En cause, des milliers de fragments d’algues insuffisamment dispersées en hiver, un printemps lumineux et chaud, puis de fortes précipitations en juin qui ont fait grimper le débit des cours d’eau, donc l’apport de nitrates.
« Depuis 10-15 ans », il y a une « très nette » baisse de la concentration en nitrates des cours d’eau, mais, souligne Sylvain Ballu, « les nappes phréatiques mettent des années à se décharger des nitrates ».
Pour éviter les accidents, des maires ont fermé leurs plages, comme à Hillion (Côtes d’Armor). « Pour les marées noires, les moyens techniques sont importants, mais quand il s’agit de marées vertes, on ramasse encore au tracteur comme nos grands-parents », dénonce le maire Mickaël Cosson, qui préconise un ramassage « en mer ».
C’est à proximité d’une des plages d’Hillion qu’un joggeur avait été retrouvé mort en septembre 2016 dans une vasière. L’enquête avait été classée sans suite en avril 2017.
Mais les élus rechignent à investir pour un phénomène qu’ils entendent voir disparaître, préférant travailler en amont sur les flux d’azote.
Interrogé, le président de région Loïg Chesnais-Girard juge « considérables » les efforts des agriculteurs depuis 30 ans, tout en évoquant, à Saint-Brieuc, « un relâchement » de la part de certains.
Reste que les algues sont aussi de retour dans le Finistère, selon l’association Eau et Rivières de Bretagne, qui réclame « des « mesures d’urgence contraignantes », comme l’abaissement du plafond de fertilisation azotée des parcelles dans les zones sensibles.
« Le volontariat a montré ses limites.
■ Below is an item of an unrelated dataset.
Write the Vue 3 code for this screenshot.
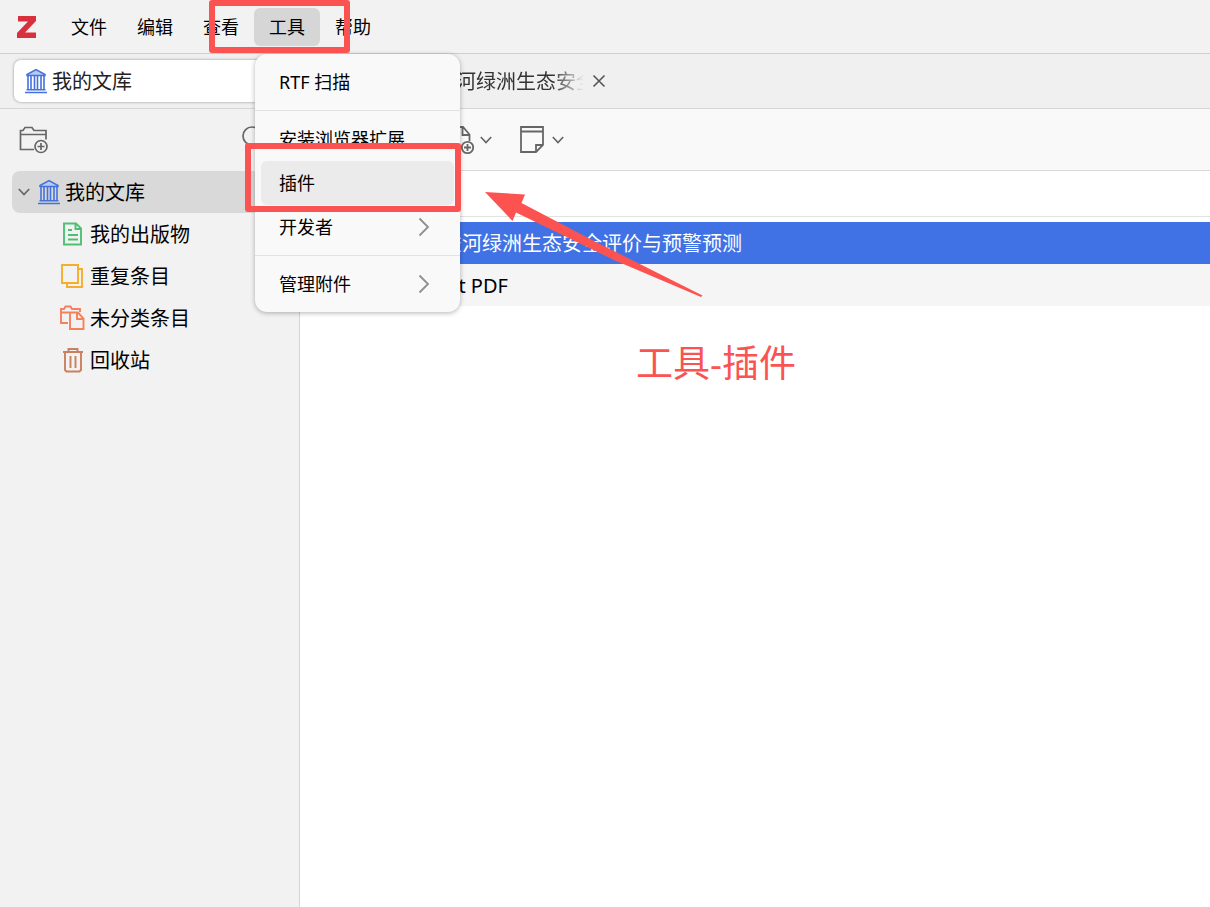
<template>
  <div class="app">
    <header class="menu_bar">
      <svg class="logo" viewBox="0 0 20 22">
        <path d="M1 0h18v5L8 16.500h11V22H0v-5L11 5.500H1z" fill="#d9303e" />
      </svg>
      <nav class="menus">
        <div class="menu" v-for="menu in menus" :key="menu">
          <button class="menu_btn" :class="{ active: menu === openMenu }" @click="openMenu = menu">{{ menu }}</button>
          <div class="popup" v-if="menu === '工具' && openMenu === menu">
            <div class="popup_group" v-for="(group, i) in toolItems" :key="i">
              <button class="popup_item" :class="{ hovered: item.hovered }" v-for="item in group" :key="item.label">
                <span>{{ item.label }}</span>
                <svg v-if="item.sub" width="12" height="20" viewBox="0 0 12 20">
                  <path d="M1.500 1.500L10 10l-8.500 8.500" fill="none" stroke="#8f8f8f" stroke-width="1.800" />
                </svg>
              </button>
            </div>
          </div>
        </div>
      </nav>
    </header>

    <div class="tab_bar">
      <button class="tab selected">
        <svg class="library_icon" width="24" height="26" viewBox="0 0 24 26"><use href="#library" /></svg>
        <span>我的文库</span>
      </button>
      <div class="tab">
        <svg width="20" height="24" viewBox="0 0 20 24">
          <path d="M2 1h10l6 6v16H2zM12 1v6h6" fill="none" stroke="#666" stroke-width="1.500" />
        </svg>
        <span class="tab_title">{{ title }}</span>
        <button class="close" aria-label="关闭">
          <svg width="14" height="14" viewBox="0 0 14 14">
            <path d="M1.500 1.500l11 11M12.500 1.500l-11 11" stroke="#555" stroke-width="1.600" />
          </svg>
        </button>
      </div>
    </div>

    <div class="body">
      <aside class="sidebar">
        <div class="sidebar_tools">
          <button aria-label="新建分类">
            <svg width="30" height="28" viewBox="0 0 30 28" fill="none" stroke="#666" stroke-width="1.700">
              <path d="M15 23.500H1.500V4.500H4L6 1.500h7l2 3h12v9M1.500 8.500H27" />
              <circle cx="22" cy="20.500" r="6" />
              <path d="M22 17v7M18.500 20.500h7" />
            </svg>
          </button>
          <button aria-label="搜索">
            <svg width="28" height="28" viewBox="0 0 28 28" fill="none" stroke="#666" stroke-width="1.700">
              <circle cx="10" cy="10" r="9" />
              <path d="M16.500 16.500l9 9" />
            </svg>
          </button>
        </div>
        <ul class="tree">
          <li class="tree_row root">
            <svg width="12" height="8" viewBox="0 0 12 8">
              <path d="M.8 1L6 6.500 11.200 1" fill="none" stroke="#666" stroke-width="1.700" />
            </svg>
            <svg class="library_icon" width="24" height="26" viewBox="0 0 24 26"><use href="#library" /></svg>
            <span>我的文库</span>
          </li>
          <li class="tree_row child" v-for="row in rows" :key="row.label">
            <svg width="26" height="26" viewBox="0 0 26 26" fill="none" stroke-width="1.900" :stroke="row.color">
              <path :d="row.back" v-if="row.back" />
              <path :d="row.icon" />
            </svg>
            <span>{{ row.label }}</span>
          </li>
        </ul>
      </aside>

      <main class="items">
        <div class="toolbar">
          <button v-for="tool in tools" :key="tool.label" :aria-label="tool.label">
            <svg width="26" height="30" viewBox="0 0 26 30" fill="none" stroke="#666" stroke-width="1.800">
              <path :d="tool.icon" />
            </svg>
            <svg width="12" height="8" viewBox="0 0 12 8">
              <path d="M.8 1L6 6.500 11.200 1" fill="none" stroke="#666" stroke-width="1.700" />
            </svg>
          </button>
        </div>
        <div class="columns"></div>
        <ul class="item_list">
          <li class="item current">{{ title }}</li>
          <li class="item attachment">Full Text PDF</li>
        </ul>
      </main>
    </div>

    <div class="mark mark_menu"></div>
    <div class="mark mark_plugin"></div>
    <svg class="arrow" width="220" height="108" viewBox="0 0 220 108">
      <path d="M1 2L41 4.500 37.500 13 110 51 218.500 105.500 217 107 130 70 32 22.500 28.500 31z" fill="#fc5351" />
    </svg>
    <p class="note">工具-插件</p>

    <svg class="symbols" aria-hidden="true">
      <symbol id="library" viewBox="0 0 24 26">
        <path d="M3 7.500V6.500L12 1.500l9 5V7.500z" fill="#b9cbf3" stroke="#4472dc" stroke-width="1.500" />
        <path d="M4 8v14M7 8v14M10.500 8v14M13.500 8v14M17 8v14M20 8v14M2.500 21.800h19M1 24.500h22" fill="none" stroke="#4472dc" stroke-width="1.600" />
      </symbol>
    </svg>
  </div>
</template>

<script setup>
import { ref } from 'vue'

const menus = ['文件', '编辑', '查看', '工具', '帮助']
const openMenu = ref('工具')
const toolItems = [
  [{ label: 'RTF 扫描' }],
  [{ label: '安装浏览器扩展' }, { label: '插件', hovered: true }, { label: '开发者', sub: true }],
  [{ label: '管理附件', sub: true }],
]

const title = '开都—孔雀河绿洲生态安全评价与预警预测'

const rows = [
  {
    label: '我的出版物',
    color: '#4fbf73',
    icon: 'M4 2.500h12l5 5V23.500H4zM15.500 2.500v5.500H21M8 9h4M8 14h10M8 18.500h10',
  },
  {
    label: '重复条目',
    color: '#f5ae2c',
    back: 'M18 6h4v18H7v-4',
    icon: 'M2 2h16v18H2z',
  },
  {
    label: '未分类条目',
    color: '#f5805c',
    back: 'M8 18H1V4h3l1.500-2.500h5L12 4h8v3M1 7.500h8',
    icon: 'M10 7.500h8l5.500 6V24H10zM17 7.500v6.500h6.500',
  },
  {
    label: '回收站',
    color: '#c9805f',
    icon: 'M3 5h20M8.500 5V2h9v3M5 5v18l1.500 1.500h13L21 23V5M10.500 9v12M15.500 9v12',
  },
]

// 工具栏图标
const tools = [
  { label: '新建条目', icon: 'M13 3a12 12 0 1 0 .1 0M13 9v12M7 15h12' },
  { label: '添加附件', icon: 'M12 27H3V2h12l6.500 7.500V16M14.500 2v8h7M25.200 22.500a5.700 5.700 0 1 0-11.400 0a5.700 5.700 0 1 0 11.400 0M19.500 19v7M16 22.500h7' },
  { label: '新建笔记', icon: 'M1 2h22v18l-7 7H1zM1 6.500h22M23 20h-7v7' },
]
</script>

<style>
body {
  margin: 0;
  background: #fff;
}
</style>

<style scoped>
.app {
  position: relative;
  display: flex;
  flex-direction: column;
  min-height: 100vh;
  overflow: hidden;
  font-family: "Noto Sans", "Noto Sans CJK SC", sans-serif;
  font-size: 20px;
  line-height: 28px;
  color: #000;
}
button {
  display: flex;
  align-items: center;
  margin: 0;
  padding: 0;
  border: none;
  background: none;
  font: inherit;
  color: inherit;
}
svg {
  flex: none;
}
ul {
  margin: 0;
  padding: 0;
  list-style: none;
}
.menu_bar {
  display: flex;
  align-items: center;
  height: 53px;
  padding-left: 17px;
  border-bottom: 1px solid #cfcfcf;
  background: #f2f2f2;
  font-size: 18px;
}
.logo {
  width: 20px;
  height: 22px;
  margin-right: 19px;
}
.menus {
  display: flex;
}
.menu {
  position: relative;
}
.menu_btn {
  justify-content: center;
  width: 66px;
  height: 38px;
  border-radius: 6px;
}
.menu_btn.active {
  background: #d6d6d6;
}
.popup {
  position: absolute;
  z-index: 2;
  top: 46px;
  left: 1px;
  width: 205px;
  border-radius: 12px;
  background: #f9f9f9;
  box-shadow: 0 1px 5px rgba(0, 0, 0, 0.3);
}
.popup_group {
  padding: 6px;
}
.popup_group + .popup_group {
  border-top: 1px solid #e2e2e2;
}
.popup_item {
  justify-content: space-between;
  width: 100%;
  height: 44px;
  padding: 0 24px 0 18px;
  border-radius: 6px;
}
.popup_item.hovered {
  background: #ebebeb;
}
.tab_bar {
  display: flex;
  align-items: center;
  gap: 4px;
  height: 54px;
  padding: 0 14px;
  border-bottom: 1px solid #d5d5d5;
  background: #f0f0f0;
}
.tab {
  display: flex;
  align-items: center;
  gap: 8px;
  height: 42px;
  padding: 0 10px;
  color: #333;
}
.tab span {
  padding-top: 2px;
}
.tab.selected {
  gap: 4px;
  width: 300px;
  border-radius: 7px;
  background: #fff;
  box-shadow: 0 0 3px rgba(0, 0, 0, 0.4);
  color: #222;
}
.tab_title {
  width: 228px;
  overflow: hidden;
  white-space: nowrap;
  mask-image: linear-gradient(to left, transparent, #000 32px);
}
.body {
  display: flex;
  flex: 1;
}
.sidebar {
  flex: none;
  width: 299px;
  border-right: 1px solid #d5d5d5;
  background: #f2f2f2;
}
.sidebar_tools {
  display: flex;
  justify-content: space-between;
  align-items: center;
  height: 62px;
  padding: 0 29px 0 19px;
}
.tree {
  padding: 0 12px;
}
.tree_row {
  display: flex;
  align-items: center;
  gap: 4px;
  height: 42px;
}
.tree_row span {
  padding-top: 2px;
}
.tree_row.root {
  padding-left: 6px;
  border-radius: 8px;
  background: #d9d9d9;
}
.root .library_icon {
  margin-left: 3px;
}
.tree_row.child {
  padding-left: 48px;
}
.items {
  flex: 1;
  min-width: 0;
  background: #fff;
}
.toolbar {
  display: flex;
  align-items: center;
  gap: 28px;
  height: 61px;
  padding-left: 76px;
  border-bottom: 1px solid #d9d9d9;
  background: #f9f9f9;
}
.toolbar button {
  gap: 6px;
}
.columns {
  height: 45px;
  border-bottom: 1px solid #e2e2e2;
}
.item_list {
  padding-top: 5px;
}
.item {
  height: 42px;
  padding-left: 62px;
  line-height: 44px;
  white-space: nowrap;
}
.item.current {
  background: #4072e5;
  color: #fff;
}
.item.attachment {
  padding-left: 89px;
  background: #f5f5f5;
}
.mark {
  position: absolute;
  z-index: 3;
  box-sizing: border-box;
  border: 6px solid #fb5352;
  border-radius: 3px;
  pointer-events: none;
}
.mark_menu {
  top: 0;
  left: 209px;
  width: 141px;
  height: 53px;
}
.mark_plugin {
  top: 143px;
  left: 245px;
  width: 216px;
  height: 69px;
}
.arrow {
  position: absolute;
  z-index: 3;
  top: 190px;
  left: 484px;
  pointer-events: none;
}
.note {
  position: absolute;
  z-index: 3;
  top: 336px;
  left: 636px;
  margin: 0;
  font-size: 37px;
  line-height: 54px;
  color: #fb5352;
}
.symbols {
  position: absolute;
  width: 0;
  height: 0;
}
</style>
Il faut contrôler et sanctionner ceux qui ne respectent pas les règles », a renchéri jeudi André Ollivro.
« On peut respecter la réglementation et générer malgré tout des pollutions« , remarque toutefois Sylvain Ballu, évoquant « des systèmes agricoles éprouvés qui génèrent intrinsèquement des pollutions par les nitrates ».
De plus, « dans certains secteurs sensibles, même 20 mg de nitrates par litre peuvent provoquer des marées vertes« , poursuit-il, la norme pour la potabilisation de l’eau étant de 50mg/l.
Sur le terrain, certains élus s’avouent désemparés, comme Jean-Luc Barbo, président de la commission locale de l’eau à Saint-Brieuc pour qui « les derniers milligrammes de nitrates sont les plus difficiles à gagner ». « Les quelques agriculteurs qui font des erreurs ne suffisent pas à expliquer les problèmes », assure-t-il, questionnant l’impact du changement climatique mais surtout « le relâchement des décideurs politiques, économiques et administratifs ».
Il préconise « un vrai changement de l’agriculture », rejoint par « Halte aux marées vertes », qui appelle à une « révolution agricole ».
Complètement inattendu : Aujourd’hui le conseiller régional de Bretagne Thierry Burlot est venu nous féliciter pour notre livre « Algues vertes… » et a souhaité être pris en photo avec nous ! pic.twitter.com/EmGg0QacGA
— Inès Léraud (@InesLeraud) 26 juin 2019
Pour Inès Léraud, autrice d' »Algues vertes, l’histoire interdite », « les agriculteurs seuls n’ont aucun pouvoir« , soulignant que les plans Algues vertes « n’associent pas les vrais décideurs, comme les dirigeants du monde agricole ».